The military industry of the Russian Federation is spurred on by the use of companies located in third countries, which has become common practice. Western partners of Ukraine are working to prevent the export of sanctioned goods to the aggressor state. 

On September 25, the U.S. Department of Commerce announced the imposition of trade restrictions against 11 Chinese and 5 Russian companies that were involved in the delivery of components necessary for the production of Russian drones. On September 27, the Office of Foreign Assets Control of the U.S. Department of the Treasury imposed sanctions on 5 legal entities and 2 private individuals registered in Iran, China, Hong Kong and Turkey. All of them participated in the purchase of components for the production of Iranian UAVs.

In its turn, Brussels has warned European companies and governments that it could ban the sale of certain goods to Turkey, India, Kazakhstan, Uzbekistan, Vietnam, Costa Rica and other countries from where Iran and Russia are sourcing parts for drones and other weapons. Customs information has shown that all the imports to Iran and Russian originated from these countries. 

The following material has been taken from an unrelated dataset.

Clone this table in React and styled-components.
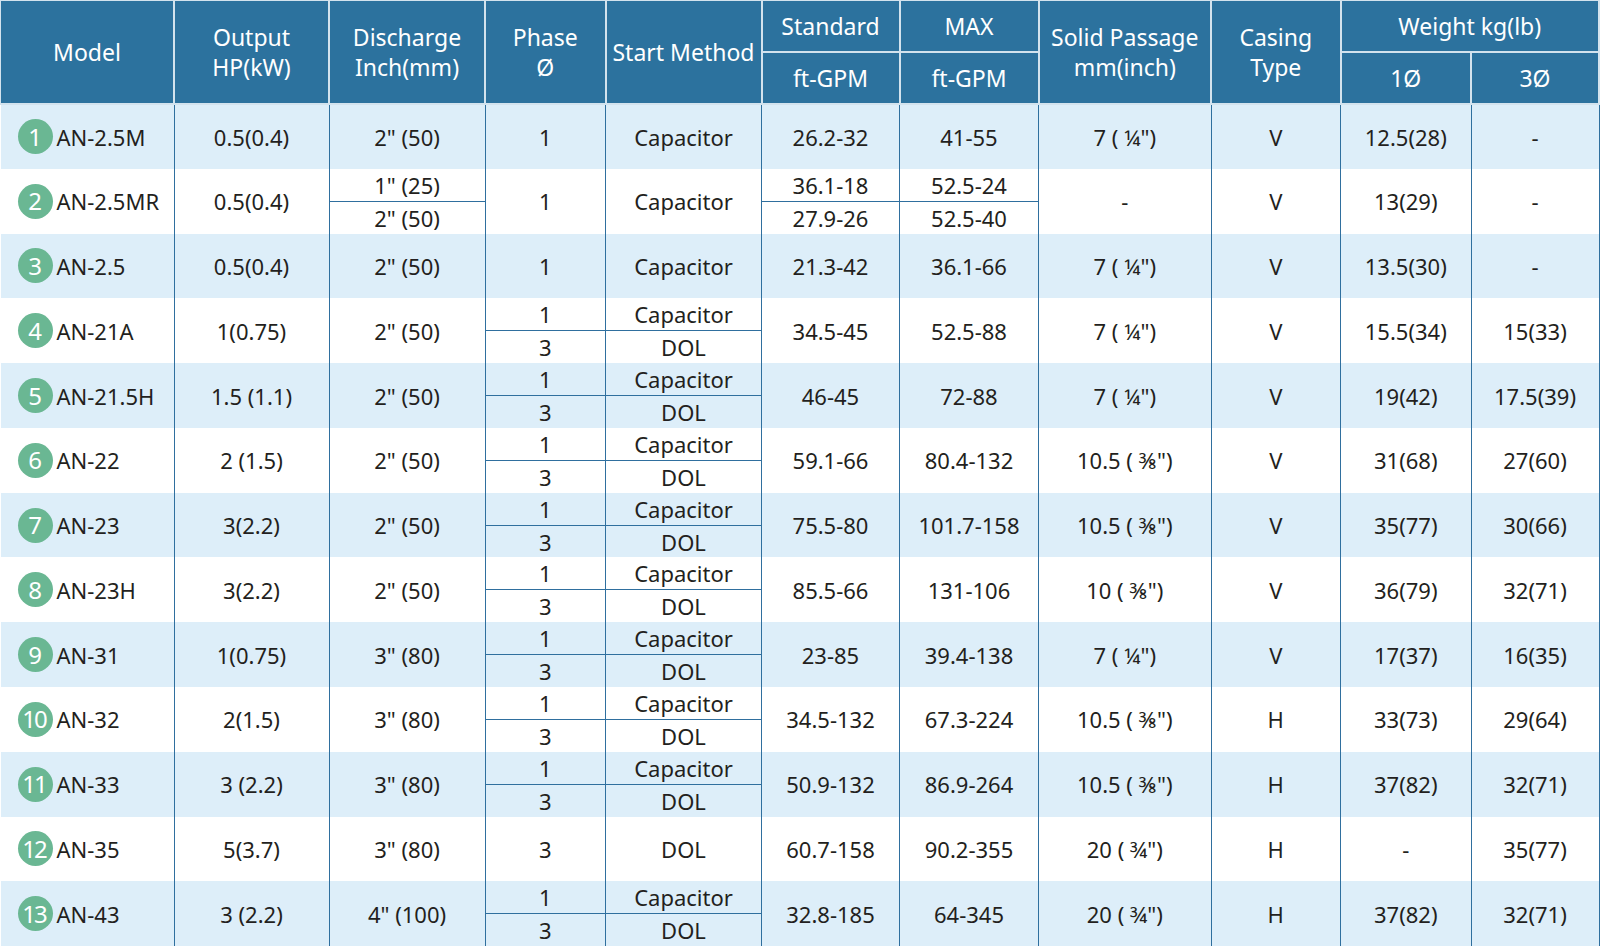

According to the European Commission, the revealed facts go to show that EU sanctions are creating “significant pressure”, but at the same time it is necessary to step up efforts.

Currently, the European Commission is cooperating with third-country jurisdictions to prevent the circumvention of sanctions, but if diplomatic efforts prove insufficient, the EU will stop the export of specific goods and prohibit the provision of related services to these third countries. 

As has been stated by the President of Kazakhstan Kassym-Jomart Tokayev in Germany, the leaders of third countries can support the sanctions imposed against the aggressor state. However, it is necessary for the national governments to perform systematic work in order to identify and curb the companies that ignore sanctions and help Russia to wage the war of aggression against Ukraine.